The basic problem is simply poor discipline. The Chinese have found that, with professional NCOs, it's possible to exercise more control over what goes on in the barracks. But this is not leadership, but simply keeping order in the barracks. The Chinese still rely on political officers (another concept borrowed from the Russians), but having more numerous, and well trained, NCOs, would provide the officers with a more reliable way to get the troops in shape, and of monitoring their attitudes and capabilities. This is not leadership, it's simply better control.

Since the late 1990s, becoming an NCO in the Chinese military is almost as difficult as getting into officers school, and is a big deal for those who make it. The big difference is that you don't need a lot of formal education (the basic nine years of school most Chinese get is sufficient). If, after two years of military service, you demonstrate you are smart and ambitious, you can apply for NCO school. If you get accepted, and complete the two (or more) year course, you are obliged to serve for at least twelve more years.

The NCO school puts a lot of emphasis on technical training for whatever branch you are in (truck or aircraft maintenance, electronics, artillery, and so on). Think of it as a trade school, with some leadership courses. You get paid a lot more as an NCO, particularly one with technical skills. A recent jump in the Chinese defense budget went largely for raising troop pay. The NCOs did very well by this.

The Chinese have been replacing some officers with NCOs, particularly in technical jobs, now that they have more senior, and seasoned, NCOs as well. The NCO schools currently turns out 50,000 graduates a year. Most of these are junior sergeants (the first two, of six, NCO ranks). For the first four grades, you have to serve 3-4 years in a rank before getting promoted. For the highest two ranks, it's 5-9 years. Thus the Chinese have very few senior NCOs, and very few that are allowed to exercise leadership skills.
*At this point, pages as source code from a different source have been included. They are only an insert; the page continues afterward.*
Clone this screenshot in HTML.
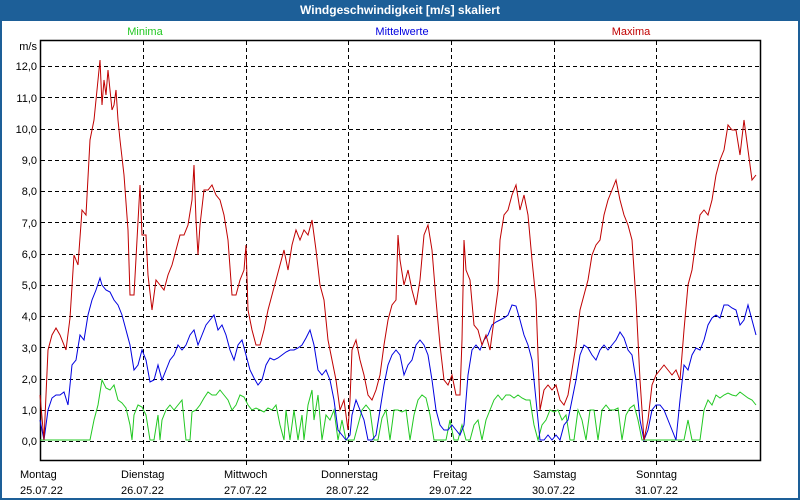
<!DOCTYPE html>
<html><head><meta charset="utf-8"><style>
html,body{margin:0;padding:0;background:#fff}
body{width:800px;height:500px;overflow:hidden;position:relative;font-family:"Liberation Sans",sans-serif}
.bar{position:absolute;left:0;top:0;width:800px;height:21px;background:#1d5f98;color:#fff;font-weight:bold;font-size:12px;text-align:center;line-height:20px}
.frame{position:absolute;left:0;top:21px;width:796px;height:477px;border:2px solid #1d5f98;border-top:none}
svg{position:absolute;left:0;top:0}
text{font-family:"Liberation Sans",sans-serif;font-size:11px}
</style></head><body>
<div class="bar">Windgeschwindigkeit [m/s] skaliert</div>
<div class="frame"></div>
<svg width="800" height="500">
<g stroke="#000" stroke-dasharray="4,3" stroke-width="1">
<line x1="41" y1="66.5" x2="759" y2="66.5"/><line x1="41" y1="97.5" x2="759" y2="97.5"/><line x1="41" y1="129.5" x2="759" y2="129.5"/><line x1="41" y1="160.5" x2="759" y2="160.5"/><line x1="41" y1="191.5" x2="759" y2="191.5"/><line x1="41" y1="222.5" x2="759" y2="222.5"/><line x1="41" y1="254.5" x2="759" y2="254.5"/><line x1="41" y1="285.5" x2="759" y2="285.5"/><line x1="41" y1="316.5" x2="759" y2="316.5"/><line x1="41" y1="347.5" x2="759" y2="347.5"/><line x1="41" y1="379.5" x2="759" y2="379.5"/><line x1="41" y1="410.5" x2="759" y2="410.5"/><line x1="41" y1="441.5" x2="759" y2="441.5"/>
<line x1="143.5" y1="41" x2="143.5" y2="466"/><line x1="246.5" y1="41" x2="246.5" y2="466"/><line x1="348.5" y1="41" x2="348.5" y2="466"/><line x1="451.5" y1="41" x2="451.5" y2="466"/><line x1="554.5" y1="41" x2="554.5" y2="466"/><line x1="656.5" y1="41" x2="656.5" y2="466"/>
</g>
<rect x="40.5" y="40.5" width="720" height="420" fill="none" stroke="#000" stroke-width="1.5"/>
<g font-size="11" text-anchor="end" fill="#000">
<text x="37" y="50">m/s</text>
<text x="37" y="70">12,0</text><text x="37" y="102">11,0</text><text x="37" y="133">10,0</text><text x="37" y="164">9,0</text><text x="37" y="195">8,0</text><text x="37" y="227">7,0</text><text x="37" y="258">6,0</text><text x="37" y="289">5,0</text><text x="37" y="320">4,0</text><text x="37" y="352">3,0</text><text x="37" y="383">2,0</text><text x="37" y="414">1,0</text><text x="37" y="445">0,0</text>
</g>
<text x="145" y="35" fill="#22c822" text-anchor="middle">Minima</text>
<text x="402" y="35" fill="#0000e0" text-anchor="middle">Mittelwerte</text>
<text x="631" y="35" fill="#c00000" text-anchor="middle">Maxima</text>
<g fill="#000">
<text x="20" y="478">Montag</text><text x="20" y="494">25.07.22</text>
<text x="121" y="478">Dienstag</text><text x="121" y="494">26.07.22</text>
<text x="224" y="478">Mittwoch</text><text x="224" y="494">27.07.22</text>
<text x="321" y="478">Donnerstag</text><text x="326" y="494">28.07.22</text>
<text x="433" y="478">Freitag</text><text x="429" y="494">29.07.22</text>
<text x="533" y="478">Samstag</text><text x="532" y="494">30.07.22</text>
<text x="636" y="478">Sonntag</text><text x="635" y="494">31.07.22</text>
</g>
<polyline fill="none" stroke="#22c822" stroke-width="1" points="40,440 90,440 94,420 98,405 102,380 106,388 110,390 114,385 118,400 122,403 126,408 130,425 132,440 134,415 138,405 142,407 146,415 150,440 154,440 158,415 160,440 162,420 166,410 170,405 174,410 178,405 182,400 184,420 186,440 190,440 192,412 196,410 200,405 204,398 208,392 212,395 216,395 220,390 224,395 228,400 232,410 236,405 240,395 244,397 248,405 252,410 256,408 260,410 264,412 268,408 272,410 276,405 280,425 284,440 286,410 290,440 294,410 298,440 302,415 304,440 308,405 312,390 314,420 318,395 322,440 326,415 330,420 334,410 338,440 342,420 346,440 354,440 358,425 362,410 366,405 370,410 374,440 378,440 382,418 386,410 390,440 394,410 398,410 402,412 406,410 410,440 414,415 418,400 422,395 426,398 430,415 434,440 446,440 450,420 454,440 458,440 462,425 466,440 470,440 474,425 478,420 482,440 486,420 490,410 494,400 498,395 502,400 506,395 510,395 514,398 518,395 522,398 526,400 530,400 534,425 538,440 542,425 546,420 550,410 554,412 558,410 562,420 566,415 570,440 574,440 578,410 582,420 586,440 590,410 594,410 598,440 602,410 606,405 610,410 614,410 618,408 622,440 626,415 630,408 634,405 638,420 642,440 684,440 688,420 692,440 700,440 704,410 708,400 712,405 716,395 720,398 724,395 728,393 732,395 736,396 740,392 744,395 748,398 752,400 756,405"/>
<polyline fill="none" stroke="#0000e0" stroke-width="1" points="40,420 44,440 48,410 52,398 56,395 60,395 64,392 68,405 72,365 76,360 80,335 84,340 88,315 92,300 96,290 100,278 102,285 106,290 110,292 114,300 118,305 122,315 126,330 130,345 134,370 138,365 142,350 146,360 150,382 154,380 158,365 162,380 166,370 170,360 174,355 178,345 182,350 186,345 190,335 194,330 198,345 202,335 206,325 210,320 214,315 218,330 222,325 226,335 230,350 234,360 238,345 242,340 246,355 250,370 254,378 258,385 262,380 266,365 270,358 274,360 278,358 282,355 286,352 290,350 294,350 298,348 302,345 306,338 310,330 314,345 318,370 322,375 326,370 330,380 334,400 338,430 342,435 346,440 350,435 352,415 356,400 360,410 364,420 368,440 372,440 376,435 380,410 384,385 388,365 392,355 396,350 400,355 404,375 408,365 412,360 416,345 420,340 424,345 428,355 432,380 436,410 440,425 444,430 448,430 452,425 456,430 460,435 464,425 468,375 472,350 476,345 480,350 484,340 488,335 492,325 496,322 500,320 504,318 508,315 512,305 516,306 520,320 524,335 528,345 532,360 536,400 540,440 544,440 548,435 552,440 556,435 560,440 564,425 568,420 572,400 576,380 580,355 584,345 588,348 592,355 596,360 600,350 604,345 608,350 612,345 616,340 620,332 624,338 628,350 632,355 636,380 640,420 644,440 648,430 652,410 656,405 660,405 664,410 668,420 672,430 676,440 680,400 684,365 688,370 692,355 696,348 700,350 704,340 708,325 712,318 716,315 720,318 724,305 728,305 732,308 736,310 740,325 744,320 748,305 752,320 756,335"/>
<polyline fill="none" stroke="#c00000" stroke-width="1" points="40,395 44,440 48,350 52,335 56,328 60,335 66,350 70,318 74,255 78,265 82,210 86,215 90,140 94,120 98,80 100,60 102,105 104,80 106,95 108,70 110,90 112,110 114,105 116,90 118,120 120,140 124,175 128,230 130,295 134,295 137,240 140,185 142,235 146,235 148,275 152,310 156,280 160,285 164,290 168,275 172,265 176,250 180,235 184,235 188,225 192,200 194,165 196,220 198,255 200,225 204,190 208,190 212,185 216,195 220,200 224,215 228,240 232,295 236,295 240,280 244,270 246,245 248,310 252,330 256,345 260,345 264,330 268,310 272,295 276,280 280,265 284,250 288,270 292,245 296,230 300,240 304,230 308,235 312,220 316,250 320,285 324,300 328,340 332,360 336,380 340,410 344,400 348,430 350,400 352,350 356,340 360,360 364,375 368,395 372,400 376,390 380,375 384,345 388,320 392,305 396,300 398,235 400,260 404,285 408,270 412,290 416,305 420,280 424,235 428,225 432,250 436,300 440,345 444,380 448,385 452,375 456,395 460,395 462,340 464,240 466,270 470,280 474,325 478,330 482,345 486,335 490,350 494,320 498,290 500,240 504,215 508,210 512,195 516,185 520,210 524,195 528,215 532,260 536,300 540,410 544,390 548,385 552,390 556,385 560,400 564,405 568,395 572,370 576,345 580,310 584,295 588,280 592,255 596,245 600,240 604,215 608,200 612,190 616,180 620,200 624,215 628,225 632,240 636,300 640,380 644,440 648,420 652,385 656,375 660,370 664,365 668,370 672,375 676,370 680,380 684,330 688,285 692,270 696,240 700,215 704,210 708,215 712,200 716,175 720,160 724,150 728,125 732,130 736,130 740,155 744,120 748,150 752,180 756,175"/>
</svg>
</body></html>
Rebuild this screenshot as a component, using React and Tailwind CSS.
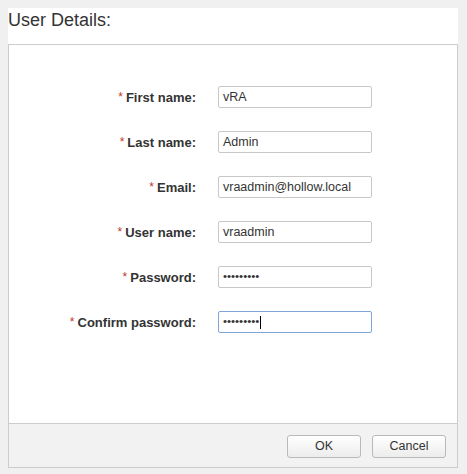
import React from "react"

const FIELDS = [
  { label: "First name:", value: "vRA" },
  { label: "Last name:", value: "Admin" },
  { label: "Email:", value: "vraadmin@hollow.local" },
  { label: "User name:", value: "vraadmin" },
  { label: "Password:", value: "•••••••••", secret: true },
  { label: "Confirm password:", value: "•••••••••", secret: true, focused: true },
]

function Field({ label, value, secret, focused }) {
  return (
    <div className="flex items-center h-[22px]">
      <div className="w-[187px] text-right text-[13px] font-bold text-[#333] leading-none">
        <span className="text-[#c0392b] font-normal text-[12px] mr-[3px] relative -top-[1px]">*</span>
        {label}
      </div>
      <div
        className={`ml-[22px] w-[154px] h-[22px] flex items-center px-[4px] rounded-[2px] border bg-white
          ${focused ? "border-[#7ea6d8]" : "border-[#c8c8c8]"}`}>
        <span className={`text-[#333] whitespace-nowrap ${secret ? "text-[11.5px]" : "text-[12.5px]"}`}>
          {value}
        </span>
        {focused && <span className="w-px h-[13px] bg-black ml-[1px]" />}
      </div>
    </div>
  )
}

function Btn({ children }) {
  return (
    <button className="w-[74px] h-[23px] rounded-[3px] border border-[#b9b9b9] bg-gradient-to-b from-white to-[#ececec]
      text-[12.5px] text-[#333]">
      {children}
    </button>
  )
}

export default function App() {
  return (
    <div className="w-[467px] h-[474px] bg-[#f0f0f0] pt-2 pl-2 pr-[9px]"
      style={{ fontFamily: '"Liberation Sans", Arial, sans-serif' }}>
      <div className="h-[36px] bg-white">
        <h1 className="text-[18px] text-[#333] leading-none pt-[3px]">User Details:</h1>
      </div>
      <div className="border border-[#cccccc] h-[424px] flex flex-col">
        <div className="flex-1 bg-white pt-[41px] flex flex-col gap-[23px]">
          {FIELDS.map(f => <Field key={f.label} {...f} />)}
        </div>
        <div className="h-[44px] bg-[#f2f2f2] border-t border-[#cccccc] flex items-center justify-end gap-[11px] pr-[11px] pt-[1px]">
          <Btn>OK</Btn>
          <Btn>Cancel</Btn>
        </div>
      </div>
    </div>
  )
}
In peacetime, your most senior Chinese NCOs (Sergeant Major in Western parlance) will be guys in their 40s or 50s, with over a quarter century of military experience. In about 20 years, China will have tens of thousands of these senior sergeants. These are the NCOs who get things done, in peace or war. Without them, you just have lot of poorly led men with guns. With those trained and experienced NCOs, you have a force that can match anything in the West, but only if the senior NCOs are leaders, not greying geeks. These senior NCOs will be in a position to make a case for allowing NCOs to exercise more leadership.

According to studies by Chinese officers, the U.S. training and leadership edge gives American troops a major advantage in combat. To counter this, China is trying to develop tactics and techniques that will catch the Americans by surprise and exploit American weaknesses. The most obvious one is the Chinese Cyber War effort, which is extensive and growing. But China is also equipping about a quarter of their troops with modern gear, and training these troops hard, in the American style.

For the moment, the Chinese generals and admirals just want more older, more professional enlisted troops, with better technical skills. Most of these guys only understand the leadership role of Western NCOs as an abstraction, and have never really seen it in action. They don't really understand how critical NCO leadership is to success in combat.